━━━ DATA ROWS
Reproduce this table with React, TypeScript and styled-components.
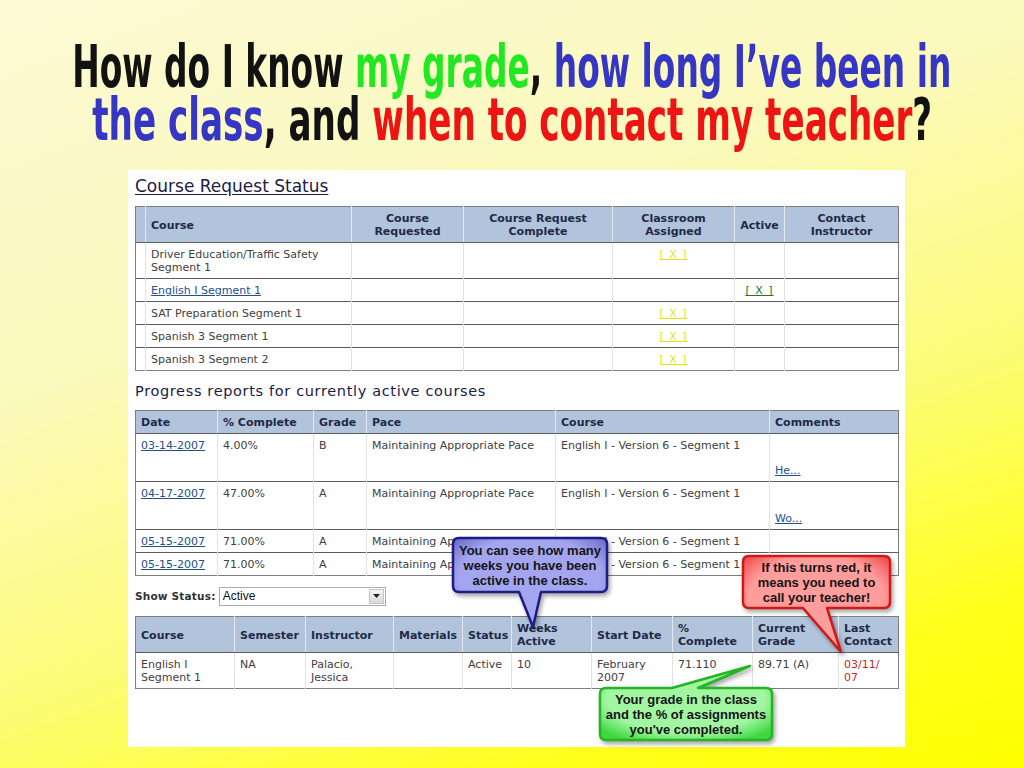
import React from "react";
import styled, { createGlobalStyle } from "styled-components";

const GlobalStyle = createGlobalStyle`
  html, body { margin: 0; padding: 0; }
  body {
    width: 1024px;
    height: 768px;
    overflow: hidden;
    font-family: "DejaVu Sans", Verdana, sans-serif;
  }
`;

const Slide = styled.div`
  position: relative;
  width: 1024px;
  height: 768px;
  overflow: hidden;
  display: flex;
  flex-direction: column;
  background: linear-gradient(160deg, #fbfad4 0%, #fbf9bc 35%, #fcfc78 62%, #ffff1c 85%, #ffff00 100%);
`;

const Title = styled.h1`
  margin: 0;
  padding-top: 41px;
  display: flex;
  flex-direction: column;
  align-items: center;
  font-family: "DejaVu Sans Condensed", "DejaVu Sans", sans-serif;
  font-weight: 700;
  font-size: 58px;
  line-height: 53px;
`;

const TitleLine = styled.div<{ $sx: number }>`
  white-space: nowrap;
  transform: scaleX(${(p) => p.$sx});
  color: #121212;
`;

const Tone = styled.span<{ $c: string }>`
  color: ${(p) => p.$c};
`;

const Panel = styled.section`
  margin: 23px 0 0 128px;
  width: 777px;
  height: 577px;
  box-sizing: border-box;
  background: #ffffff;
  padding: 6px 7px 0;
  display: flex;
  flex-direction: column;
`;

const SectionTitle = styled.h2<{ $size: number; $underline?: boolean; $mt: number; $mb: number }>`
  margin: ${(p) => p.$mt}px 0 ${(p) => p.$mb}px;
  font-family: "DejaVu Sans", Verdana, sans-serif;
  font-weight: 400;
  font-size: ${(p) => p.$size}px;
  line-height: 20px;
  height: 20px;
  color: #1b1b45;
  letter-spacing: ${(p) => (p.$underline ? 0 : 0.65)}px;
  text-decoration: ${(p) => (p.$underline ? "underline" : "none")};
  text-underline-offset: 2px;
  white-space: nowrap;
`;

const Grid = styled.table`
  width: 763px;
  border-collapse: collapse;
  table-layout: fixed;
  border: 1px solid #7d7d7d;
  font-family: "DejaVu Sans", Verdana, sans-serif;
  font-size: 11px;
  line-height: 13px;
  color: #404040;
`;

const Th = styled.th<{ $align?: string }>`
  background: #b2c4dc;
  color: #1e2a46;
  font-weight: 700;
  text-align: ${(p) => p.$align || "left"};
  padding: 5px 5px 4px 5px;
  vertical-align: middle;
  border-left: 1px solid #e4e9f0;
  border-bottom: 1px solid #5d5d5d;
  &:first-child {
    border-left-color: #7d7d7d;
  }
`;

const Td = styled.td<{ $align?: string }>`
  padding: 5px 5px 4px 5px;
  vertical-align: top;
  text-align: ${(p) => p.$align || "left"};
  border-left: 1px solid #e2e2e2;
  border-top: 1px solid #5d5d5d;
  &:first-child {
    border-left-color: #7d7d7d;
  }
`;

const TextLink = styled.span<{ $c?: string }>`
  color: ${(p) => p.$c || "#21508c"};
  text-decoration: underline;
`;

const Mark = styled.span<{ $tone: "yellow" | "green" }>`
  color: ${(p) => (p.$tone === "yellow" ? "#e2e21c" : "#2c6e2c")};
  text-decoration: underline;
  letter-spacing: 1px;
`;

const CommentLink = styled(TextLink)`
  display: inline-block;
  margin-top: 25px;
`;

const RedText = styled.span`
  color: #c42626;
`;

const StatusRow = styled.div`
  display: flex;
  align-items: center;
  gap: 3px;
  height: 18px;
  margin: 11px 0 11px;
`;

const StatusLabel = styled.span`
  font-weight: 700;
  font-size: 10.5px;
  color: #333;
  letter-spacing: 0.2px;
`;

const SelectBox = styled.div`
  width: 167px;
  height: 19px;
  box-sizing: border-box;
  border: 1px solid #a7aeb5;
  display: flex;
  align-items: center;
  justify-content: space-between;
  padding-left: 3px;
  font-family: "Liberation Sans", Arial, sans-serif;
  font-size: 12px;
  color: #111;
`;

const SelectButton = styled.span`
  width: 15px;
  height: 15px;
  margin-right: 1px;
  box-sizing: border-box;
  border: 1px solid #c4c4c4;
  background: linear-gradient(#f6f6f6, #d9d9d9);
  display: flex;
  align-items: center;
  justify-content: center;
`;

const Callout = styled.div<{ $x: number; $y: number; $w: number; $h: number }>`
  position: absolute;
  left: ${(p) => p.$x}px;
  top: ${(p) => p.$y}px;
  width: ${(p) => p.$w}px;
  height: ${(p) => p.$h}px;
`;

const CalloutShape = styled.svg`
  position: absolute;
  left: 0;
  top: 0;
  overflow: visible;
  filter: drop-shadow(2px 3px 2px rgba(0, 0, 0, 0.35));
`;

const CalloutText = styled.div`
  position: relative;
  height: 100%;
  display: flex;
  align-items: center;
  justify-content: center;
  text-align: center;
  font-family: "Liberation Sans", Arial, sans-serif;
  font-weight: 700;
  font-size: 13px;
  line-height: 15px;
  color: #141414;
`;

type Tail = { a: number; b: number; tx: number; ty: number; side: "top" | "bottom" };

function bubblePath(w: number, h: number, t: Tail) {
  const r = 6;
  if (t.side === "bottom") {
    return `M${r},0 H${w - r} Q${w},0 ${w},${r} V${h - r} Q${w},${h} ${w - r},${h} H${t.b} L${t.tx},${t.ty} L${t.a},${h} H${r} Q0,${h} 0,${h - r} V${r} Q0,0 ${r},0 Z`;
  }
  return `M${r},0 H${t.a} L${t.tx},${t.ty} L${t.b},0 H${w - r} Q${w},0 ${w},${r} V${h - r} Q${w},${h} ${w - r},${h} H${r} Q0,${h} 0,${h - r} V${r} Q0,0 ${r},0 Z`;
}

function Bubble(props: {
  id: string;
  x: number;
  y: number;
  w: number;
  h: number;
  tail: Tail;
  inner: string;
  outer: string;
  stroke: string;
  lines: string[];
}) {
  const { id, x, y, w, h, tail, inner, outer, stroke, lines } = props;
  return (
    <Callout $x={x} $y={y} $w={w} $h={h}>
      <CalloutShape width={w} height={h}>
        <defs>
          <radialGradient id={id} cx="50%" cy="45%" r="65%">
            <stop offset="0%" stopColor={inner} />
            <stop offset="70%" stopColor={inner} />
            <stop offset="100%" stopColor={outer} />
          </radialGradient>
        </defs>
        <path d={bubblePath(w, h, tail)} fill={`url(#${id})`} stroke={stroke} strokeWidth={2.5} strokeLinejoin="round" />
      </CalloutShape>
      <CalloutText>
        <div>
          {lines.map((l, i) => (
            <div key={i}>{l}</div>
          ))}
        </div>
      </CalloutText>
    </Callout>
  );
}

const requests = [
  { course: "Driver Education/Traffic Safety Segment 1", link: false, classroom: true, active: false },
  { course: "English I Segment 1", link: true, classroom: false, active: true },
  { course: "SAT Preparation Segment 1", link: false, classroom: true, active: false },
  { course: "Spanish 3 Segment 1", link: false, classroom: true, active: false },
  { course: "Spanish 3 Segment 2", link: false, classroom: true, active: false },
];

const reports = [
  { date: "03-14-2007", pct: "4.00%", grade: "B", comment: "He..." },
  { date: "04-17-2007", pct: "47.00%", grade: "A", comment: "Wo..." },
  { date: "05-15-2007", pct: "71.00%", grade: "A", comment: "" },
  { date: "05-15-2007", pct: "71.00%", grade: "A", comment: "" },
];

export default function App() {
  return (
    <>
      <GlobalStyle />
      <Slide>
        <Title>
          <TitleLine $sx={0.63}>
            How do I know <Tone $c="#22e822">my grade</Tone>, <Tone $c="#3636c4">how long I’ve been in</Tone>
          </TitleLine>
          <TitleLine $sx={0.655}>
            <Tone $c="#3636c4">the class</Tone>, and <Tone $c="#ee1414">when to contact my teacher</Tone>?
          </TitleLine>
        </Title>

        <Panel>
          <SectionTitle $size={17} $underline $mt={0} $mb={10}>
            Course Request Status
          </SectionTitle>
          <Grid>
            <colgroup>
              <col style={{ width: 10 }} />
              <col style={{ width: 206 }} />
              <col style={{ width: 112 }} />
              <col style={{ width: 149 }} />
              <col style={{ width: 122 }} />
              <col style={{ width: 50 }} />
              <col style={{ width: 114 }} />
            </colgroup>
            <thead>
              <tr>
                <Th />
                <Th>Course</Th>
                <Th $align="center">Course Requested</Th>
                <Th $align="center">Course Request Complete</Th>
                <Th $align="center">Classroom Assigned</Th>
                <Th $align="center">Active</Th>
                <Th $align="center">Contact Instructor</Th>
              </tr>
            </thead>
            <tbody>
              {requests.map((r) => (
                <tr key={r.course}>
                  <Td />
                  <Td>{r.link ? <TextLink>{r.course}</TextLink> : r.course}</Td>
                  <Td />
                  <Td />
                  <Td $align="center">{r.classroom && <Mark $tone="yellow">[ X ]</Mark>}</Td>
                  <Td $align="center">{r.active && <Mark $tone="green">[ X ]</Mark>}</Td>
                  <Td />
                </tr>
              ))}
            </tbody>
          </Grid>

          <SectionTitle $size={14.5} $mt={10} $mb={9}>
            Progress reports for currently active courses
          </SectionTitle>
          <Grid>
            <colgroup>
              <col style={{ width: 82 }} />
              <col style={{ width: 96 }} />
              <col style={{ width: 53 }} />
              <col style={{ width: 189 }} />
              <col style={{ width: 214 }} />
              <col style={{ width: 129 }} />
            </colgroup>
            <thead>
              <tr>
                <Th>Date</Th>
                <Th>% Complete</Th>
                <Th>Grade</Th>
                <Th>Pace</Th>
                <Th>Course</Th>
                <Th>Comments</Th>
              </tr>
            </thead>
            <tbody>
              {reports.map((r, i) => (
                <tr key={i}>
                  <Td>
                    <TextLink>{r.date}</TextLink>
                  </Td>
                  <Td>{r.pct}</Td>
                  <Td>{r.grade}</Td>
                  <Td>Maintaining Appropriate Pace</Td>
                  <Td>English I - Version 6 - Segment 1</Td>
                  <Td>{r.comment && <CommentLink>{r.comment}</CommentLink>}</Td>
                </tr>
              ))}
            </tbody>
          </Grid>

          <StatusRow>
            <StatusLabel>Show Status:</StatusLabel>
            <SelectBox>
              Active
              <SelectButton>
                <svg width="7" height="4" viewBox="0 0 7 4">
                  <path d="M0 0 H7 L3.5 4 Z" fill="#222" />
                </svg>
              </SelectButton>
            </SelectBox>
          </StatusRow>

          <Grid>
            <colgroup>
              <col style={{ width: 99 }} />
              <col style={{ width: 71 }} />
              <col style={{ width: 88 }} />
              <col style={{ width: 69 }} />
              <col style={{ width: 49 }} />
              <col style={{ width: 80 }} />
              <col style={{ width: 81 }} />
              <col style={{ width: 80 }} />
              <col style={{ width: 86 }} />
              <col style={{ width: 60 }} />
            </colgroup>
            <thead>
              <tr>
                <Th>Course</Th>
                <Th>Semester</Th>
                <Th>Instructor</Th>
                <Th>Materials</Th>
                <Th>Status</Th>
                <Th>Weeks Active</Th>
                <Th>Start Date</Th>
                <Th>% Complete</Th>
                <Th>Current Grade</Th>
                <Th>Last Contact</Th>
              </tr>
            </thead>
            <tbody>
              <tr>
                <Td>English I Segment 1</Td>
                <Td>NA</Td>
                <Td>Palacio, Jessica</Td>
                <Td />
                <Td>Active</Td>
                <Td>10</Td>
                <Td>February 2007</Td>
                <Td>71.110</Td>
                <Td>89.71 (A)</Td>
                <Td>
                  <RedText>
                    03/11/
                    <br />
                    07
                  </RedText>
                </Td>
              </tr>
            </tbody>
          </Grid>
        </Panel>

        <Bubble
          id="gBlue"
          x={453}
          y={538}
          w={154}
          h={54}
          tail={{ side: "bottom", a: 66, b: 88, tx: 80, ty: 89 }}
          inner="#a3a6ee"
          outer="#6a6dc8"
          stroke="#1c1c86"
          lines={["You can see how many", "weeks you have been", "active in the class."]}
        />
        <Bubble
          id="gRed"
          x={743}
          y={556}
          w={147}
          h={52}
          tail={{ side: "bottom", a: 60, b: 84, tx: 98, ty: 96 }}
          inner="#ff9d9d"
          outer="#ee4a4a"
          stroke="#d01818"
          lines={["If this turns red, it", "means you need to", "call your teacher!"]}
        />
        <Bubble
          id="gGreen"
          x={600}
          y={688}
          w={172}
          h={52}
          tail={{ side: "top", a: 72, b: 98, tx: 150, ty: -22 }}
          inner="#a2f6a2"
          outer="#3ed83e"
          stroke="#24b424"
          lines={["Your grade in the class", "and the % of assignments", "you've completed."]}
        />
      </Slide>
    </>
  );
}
━━━━━━
━━━ DATA ROWS
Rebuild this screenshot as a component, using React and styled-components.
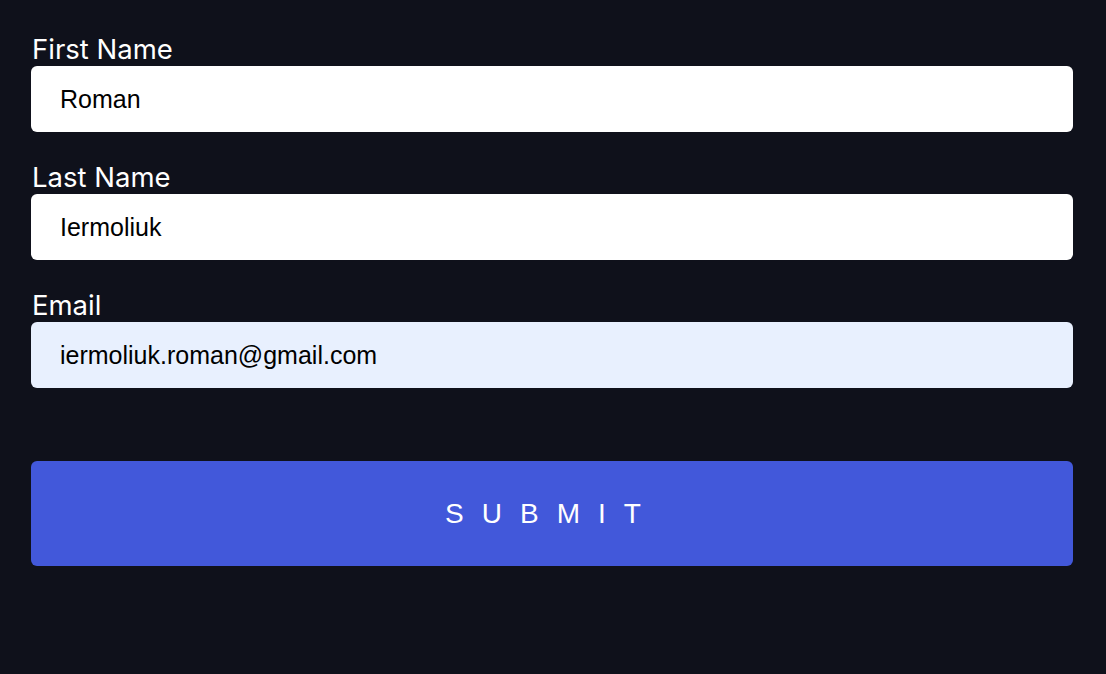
━━━━━━
## REQUIRED TASK
Using the records above, copy each line that contains "table".

## THE RESPONSE
Reproduce this table with React, TypeScript and styled-components.
const Grid = styled.table`
  table-layout: fixed;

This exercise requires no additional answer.